According to Hussain, comparing microfinance in Pakistan with that in India or Bangladesh is not fair because the phenomenon has been around for many decades in these countries unlike Pakistan where it began only a decade ago. “Although our growth rates have been impressively high, we need to have at least 10 million customers to make an impact on poverty,” he said.
Out of the 82% of Pakistan’s population that is currently unbanked, the size of the potential microfinance market is estimated to be around 30 million. These 30 million people are not only bankable, but also make less than Rs25,000 a month – a regulatory condition. “It means the constraint is on the supply side, as the demand for microfinance is ample,” he said.
The microfinance industry is divided in two major segments: microfinance banks and microfinance institutions. Microfinance institutions cannot take deposits and are, hence, reliant on funding from the Pakistan Poverty Alleviation Fund.

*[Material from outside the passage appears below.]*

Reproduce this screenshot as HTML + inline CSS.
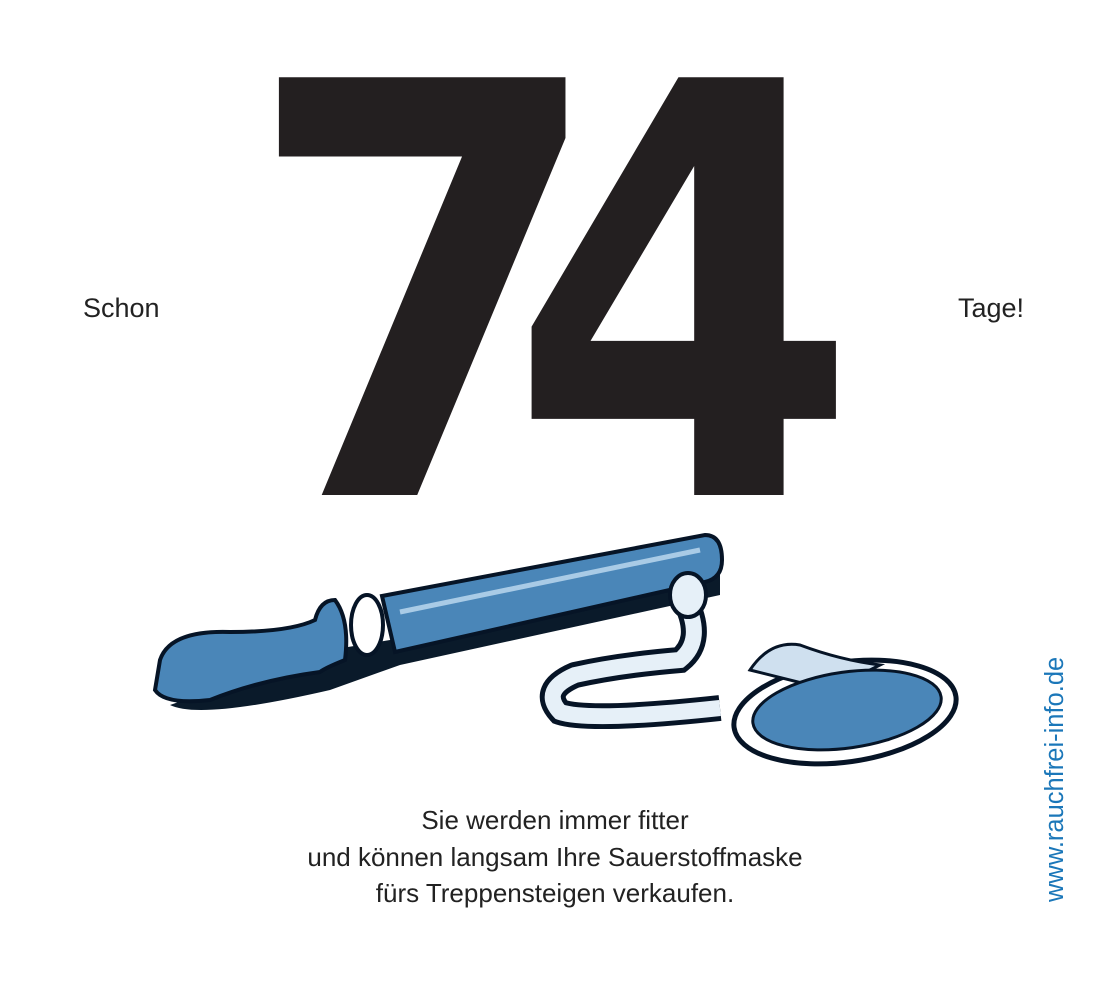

As for microfinance banks, Hussain says a majority of their deposits are with Tameer Microfinance Bank, First Microfinance Bank and Khushhali Bank. Indeed, data shows the three banks held a collective share of 73.6% in terms of the value of savings at the end of the last quarter of 2013.
So how can the credit outreach of the microfinance industry be expanded if the main source of funds, i.e. deposits, is restricted to a few big microfinance banks? In other words, given that the average loan size in 2013 was Rs26,838, where will the additional Rs180 billion come from if the number of active borrowers actually increases to 10 million?
Hussain said microfinance institutions should work with microfinance banks instead of going to commercial banks in order to provide them with the debt capacity required to meet the demand for microloans.
According to the latest data, Tameer Microfinance Bank led in terms of new active depositors during Oct-Dec, up 78.9% from the preceding quarter. However, the largest increase in the value of deposits was by Khushhali Bank, which added Rs1.5 billion in the same quarter.
Moreover, the percentage share of active savers in the urban regions increased from 27% to 35% in the last quarter mainly on account of Tameer Microfinance Bank, which attracted 100% of its deposits from urban areas, according to the PMN.
In terms of microcredit, the performance microfinance industry remained lacklustre in the last quarter of 2013, as the number of active borrowers rose only 1%. Gross loan portfolio grew 2.5% in the same quarter despite the increase of 50.4% in disbursements, which totalled Rs23.9 billion during the Oct-Dec quarter.
Published in The Express Tribune, February 27th, 2014.